Given problem -
Quote every line below exactly and skip any picture.

────────

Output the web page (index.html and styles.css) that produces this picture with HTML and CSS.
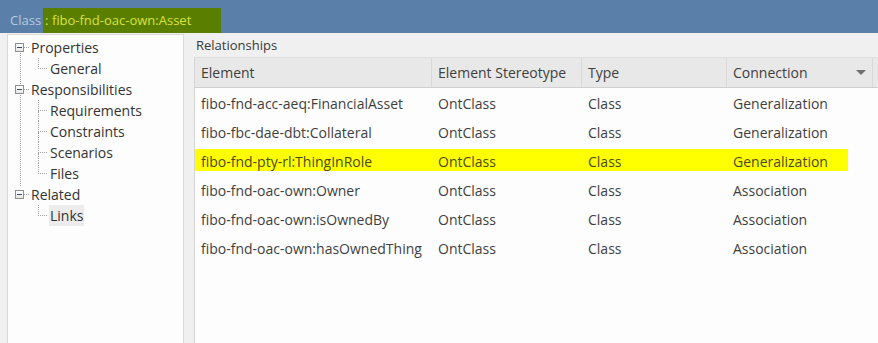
FILE: index.html
```html
<!DOCTYPE html>
<html>
<head>
<meta charset="utf-8">
<link rel="stylesheet" href="styles.css">
</head>
<body>
<div class="window">
  <div class="titlebar">
    <span class="title-kind">Class</span>
    <span class="title-name">: fibo-fnd-oac-own:Asset</span>
  </div>
  <div class="main">
    <div class="tree-panel">
      <div class="tree">
        <div class="node">
          <div class="row top"><span class="expander"></span><span class="hdash"></span><span class="label">Properties</span></div>
          <div class="row child last"><span class="elbow"><i class="et"></i><i class="eb"></i></span><span class="label">General</span></div>
        </div>
        <div class="node">
          <div class="row top"><span class="expander"></span><span class="hdash"></span><span class="label">Responsibilities</span></div>
          <div class="row child"><span class="elbow"><i class="et"></i><i class="eb"></i></span><span class="label">Requirements</span></div>
          <div class="row child"><span class="elbow"><i class="et"></i><i class="eb"></i></span><span class="label">Constraints</span></div>
          <div class="row child"><span class="elbow"><i class="et"></i><i class="eb"></i></span><span class="label">Scenarios</span></div>
          <div class="row child last"><span class="elbow"><i class="et"></i><i class="eb"></i></span><span class="label">Files</span></div>
        </div>
        <div class="node">
          <div class="row top"><span class="expander"></span><span class="hdash"></span><span class="label">Related</span></div>
          <div class="row child last"><span class="elbow"><i class="et"></i><i class="eb"></i></span><span class="label selected">Links</span></div>
        </div>
      </div>
    </div>
    <div class="rel-pane">
      <div class="section-label">Relationships</div>
      <div class="grid">
        <div class="thead">
          <div class="th">Element</div>
          <div class="th">Element Stereotype</div>
          <div class="th">Type</div>
          <div class="th th-sort">Connection<span class="caret"></span></div>
          <div class="th th-rest"></div>
        </div>
        <div class="tr"><div class="td">fibo-fnd-acc-aeq:FinancialAsset</div><div class="td">OntClass</div><div class="td">Class</div><div class="td">Generalization</div></div>
        <div class="tr"><div class="td">fibo-fbc-dae-dbt:Collateral</div><div class="td">OntClass</div><div class="td">Class</div><div class="td">Generalization</div></div>
        <div class="tr hl"><div class="td">fibo-fnd-pty-rl:ThingInRole</div><div class="td">OntClass</div><div class="td">Class</div><div class="td">Generalization</div></div>
        <div class="tr"><div class="td">fibo-fnd-oac-own:Owner</div><div class="td">OntClass</div><div class="td">Class</div><div class="td">Association</div></div>
        <div class="tr"><div class="td">fibo-fnd-oac-own:isOwnedBy</div><div class="td">OntClass</div><div class="td">Class</div><div class="td">Association</div></div>
        <div class="tr"><div class="td">fibo-fnd-oac-own:hasOwnedThing</div><div class="td">OntClass</div><div class="td">Class</div><div class="td">Association</div></div>
      </div>
    </div>
  </div>
</div>
</body>
</html>
```

FILE: styles.css
```css
* { box-sizing: border-box; }
html, body { margin: 0; padding: 0; }
body {
  background: #f0f0f0;
  font-family: "Open Sans", "Noto Sans", sans-serif;
  font-size: 13px;
  color: #3f3f3f;
  overflow: hidden;
}
.window { height: 100vh; display: flex; flex-direction: column; }

.titlebar {
  height: 33px;
  flex: none;
  background: #5a7fa9;
  display: flex;
  align-items: flex-end;
  padding-left: 10px;
}
.title-kind {
  color: #b9c9dc;
  height: 25px;
  line-height: 24px;
  margin-right: 2px;
}
.title-name {
  background: #5a7f00;
  color: #d9e23a;
  height: 25px;
  line-height: 24px;
  width: 178px;
  padding-left: 2px;
}

.main {
  flex: 1;
  display: flex;
  padding-top: 1px;
  min-height: 0;
}
.tree-panel {
  margin-left: 7px;
  width: 177px;
  background: #fdfdfd;
  border: 1px solid #dadada;
  border-bottom: none;
  flex: none;
}
.tree {
  padding-top: 2px;
  background: repeating-linear-gradient(to bottom, #a0a0a0 0 1px, transparent 1px 2px) 12px 18px / 1px 134px no-repeat;
}
.row {
  height: 21px;
  display: flex;
  align-items: center;
  white-space: nowrap;
}
.row.top { padding-left: 7px; }
.expander {
  width: 9px;
  height: 9px;
  border: 1px solid #8f8f8f;
  background: linear-gradient(#ffffff, #e6e6e6);
  display: flex;
  align-items: center;
  justify-content: center;
}
.expander::after {
  content: "";
  width: 5px;
  height: 1px;
  background: #2f4f7f;
}
.hdash {
  width: 5px;
  border-top: 1px dotted #a0a0a0;
  margin-right: 2px;
}
.row.child { padding-left: 30px; align-items: stretch; }
.elbow {
  width: 9px;
  display: flex;
  flex-direction: column;
  margin-right: 2px;
}
.elbow i { display: block; flex: 1; }
.elbow .et { border-left: 1px dotted #a0a0a0; border-bottom: 1px dotted #a0a0a0; }
.elbow .eb { border-left: 1px dotted #a0a0a0; }
.row.last .elbow .eb { border-left: none; }
.row.child .label { display: flex; align-items: center; padding: 0 1px; }
.label { color: #333; font-size: 14px; }
.label.selected { background: #ececec; }

.rel-pane {
  flex: 1;
  margin-left: 10px;
  display: flex;
  flex-direction: column;
  min-width: 0;
}
.section-label {
  height: 23px;
  line-height: 20px;
  padding: 1px 0 0 2px;
  color: #3a3a3a;
}
.grid {
  flex: 1;
  background: #fdfdfd;
  border-left: 1px solid #d6d6d6;
  border-top: 1px solid #dddddd;
}
.thead, .tr {
  display: grid;
  grid-template-columns: 237px 150px 145px 146px 1fr;
}
.thead {
  height: 30px;
  background: #e8e8e8;
  border-bottom: 1px solid #cfcfcf;
}
.th {
  display: flex;
  align-items: center;
  padding-left: 6px;
  border-right: 1px solid #d9d9d9;
  color: #3f3f3f;
  font-size: 14px;
}
.th-sort { justify-content: space-between; padding-right: 6px; }
.th-rest { border-right: none; }
.caret {
  width: 0;
  height: 0;
  border-left: 5px solid transparent;
  border-right: 5px solid transparent;
  border-top: 5px solid #6f6f6f;
}
.tr { height: 29px; }
.td {
  padding-left: 6px;
  line-height: 29px;
  padding-top: 1px;
  white-space: nowrap;
  font-size: 14px;
  color: #3f3f3f;
}
.tr.hl {
  background: linear-gradient(#ffff00, #ffff00) no-repeat 0 3px / 653px 22px;
}
.tr.hl .td { color: #4a4a20; }
```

────────

Answer for the task -
Output the web page (index.html and styles.css) that produces this picture with HTML and CSS.
FILE: index.html
```html
<!DOCTYPE html>
<html>
<head>
<meta charset="utf-8">
<link rel="stylesheet" href="styles.css">
</head>
<body>
<div class="window">
  <div class="titlebar">
    <span class="title-kind">Class</span>
    <span class="title-name">: fibo-fnd-oac-own:Asset</span>
  </div>
  <div class="main">
    <div class="tree-panel">
      <div class="tree">
        <div class="node">
          <div class="row top"><span class="expander"></span><span class="hdash"></span><span class="label">Properties</span></div>
          <div class="row child last"><span class="elbow"><i class="et"></i><i class="eb"></i></span><span class="label">General</span></div>
        </div>
        <div class="node">
          <div class="row top"><span class="expander"></span><span class="hdash"></span><span class="label">Responsibilities</span></div>
          <div class="row child"><span class="elbow"><i class="et"></i><i class="eb"></i></span><span class="label">Requirements</span></div>
          <div class="row child"><span class="elbow"><i class="et"></i><i class="eb"></i></span><span class="label">Constraints</span></div>
          <div class="row child"><span class="elbow"><i class="et"></i><i class="eb"></i></span><span class="label">Scenarios</span></div>
          <div class="row child last"><span class="elbow"><i class="et"></i><i class="eb"></i></span><span class="label">Files</span></div>
        </div>
        <div class="node">
          <div class="row top"><span class="expander"></span><span class="hdash"></span><span class="label">Related</span></div>
          <div class="row child last"><span class="elbow"><i class="et"></i><i class="eb"></i></span><span class="label selected">Links</span></div>
        </div>
      </div>
    </div>
    <div class="rel-pane">
      <div class="section-label">Relationships</div>
      <div class="grid">
        <div class="thead">
          <div class="th">Element</div>
          <div class="th">Element Stereotype</div>
          <div class="th">Type</div>
          <div class="th th-sort">Connection<span class="caret"></span></div>
          <div class="th th-rest"></div>
        </div>
        <div class="tr"><div class="td">fibo-fnd-acc-aeq:FinancialAsset</div><div class="td">OntClass</div><div class="td">Class</div><div class="td">Generalization</div></div>
        <div class="tr"><div class="td">fibo-fbc-dae-dbt:Collateral</div><div class="td">OntClass</div><div class="td">Class</div><div class="td">Generalization</div></div>
        <div class="tr hl"><div class="td">fibo-fnd-pty-rl:ThingInRole</div><div class="td">OntClass</div><div class="td">Class</div><div class="td">Generalization</div></div>
        <div class="tr"><div class="td">fibo-fnd-oac-own:Owner</div><div class="td">OntClass</div><div class="td">Class</div><div class="td">Association</div></div>
        <div class="tr"><div class="td">fibo-fnd-oac-own:isOwnedBy</div><div class="td">OntClass</div><div class="td">Class</div><div class="td">Association</div></div>
        <div class="tr"><div class="td">fibo-fnd-oac-own:hasOwnedThing</div><div class="td">OntClass</div><div class="td">Class</div><div class="td">Association</div></div>
      </div>
    </div>
  </div>
</div>
</body>
</html>
```

FILE: styles.css
```css
* { box-sizing: border-box; }
html, body { margin: 0; padding: 0; }
body {
  background: #f0f0f0;
  font-family: "Open Sans", "Noto Sans", sans-serif;
  font-size: 13px;
  color: #3f3f3f;
  overflow: hidden;
}
.window { height: 100vh; display: flex; flex-direction: column; }

.titlebar {
  height: 33px;
  flex: none;
  background: #5a7fa9;
  display: flex;
  align-items: flex-end;
  padding-left: 10px;
}
.title-kind {
  color: #b9c9dc;
  height: 25px;
  line-height: 24px;
  margin-right: 2px;
}
.title-name {
  background: #5a7f00;
  color: #d9e23a;
  height: 25px;
  line-height: 24px;
  width: 178px;
  padding-left: 2px;
}

.main {
  flex: 1;
  display: flex;
  padding-top: 1px;
  min-height: 0;
}
.tree-panel {
  margin-left: 7px;
  width: 177px;
  background: #fdfdfd;
  border: 1px solid #dadada;
  border-bottom: none;
  flex: none;
}
.tree {
  padding-top: 2px;
  background: repeating-linear-gradient(to bottom, #a0a0a0 0 1px, transparent 1px 2px) 12px 18px / 1px 134px no-repeat;
}
.row {
  height: 21px;
  display: flex;
  align-items: center;
  white-space: nowrap;
}
.row.top { padding-left: 7px; }
.expander {
  width: 9px;
  height: 9px;
  border: 1px solid #8f8f8f;
  background: linear-gradient(#ffffff, #e6e6e6);
  display: flex;
  align-items: center;
  justify-content: center;
}
.expander::after {
  content: "";
  width: 5px;
  height: 1px;
  background: #2f4f7f;
}
.hdash {
  width: 5px;
  border-top: 1px dotted #a0a0a0;
  margin-right: 2px;
}
.row.child { padding-left: 30px; align-items: stretch; }
.elbow {
  width: 9px;
  display: flex;
  flex-direction: column;
  margin-right: 2px;
}
.elbow i { display: block; flex: 1; }
.elbow .et { border-left: 1px dotted #a0a0a0; border-bottom: 1px dotted #a0a0a0; }
.elbow .eb { border-left: 1px dotted #a0a0a0; }
.row.last .elbow .eb { border-left: none; }
.row.child .label { display: flex; align-items: center; padding: 0 1px; }
.label { color: #333; font-size: 14px; }
.label.selected { background: #ececec; }

.rel-pane {
  flex: 1;
  margin-left: 10px;
  display: flex;
  flex-direction: column;
  min-width: 0;
}
.section-label {
  height: 23px;
  line-height: 20px;
  padding: 1px 0 0 2px;
  color: #3a3a3a;
}
.grid {
  flex: 1;
  background: #fdfdfd;
  border-left: 1px solid #d6d6d6;
  border-top: 1px solid #dddddd;
}
.thead, .tr {
  display: grid;
  grid-template-columns: 237px 150px 145px 146px 1fr;
}
.thead {
  height: 30px;
  background: #e8e8e8;
  border-bottom: 1px solid #cfcfcf;
}
.th {
  display: flex;
  align-items: center;
  padding-left: 6px;
  border-right: 1px solid #d9d9d9;
  color: #3f3f3f;
  font-size: 14px;
}
.th-sort { justify-content: space-between; padding-right: 6px; }
.th-rest { border-right: none; }
.caret {
  width: 0;
  height: 0;
  border-left: 5px solid transparent;
  border-right: 5px solid transparent;
  border-top: 5px solid #6f6f6f;
}
.tr { height: 29px; }
.td {
  padding-left: 6px;
  line-height: 29px;
  padding-top: 1px;
  white-space: nowrap;
  font-size: 14px;
  color: #3f3f3f;
}
.tr.hl {
  background: linear-gradient(#ffff00, #ffff00) no-repeat 0 3px / 653px 22px;
}
.tr.hl .td { color: #4a4a20; }
```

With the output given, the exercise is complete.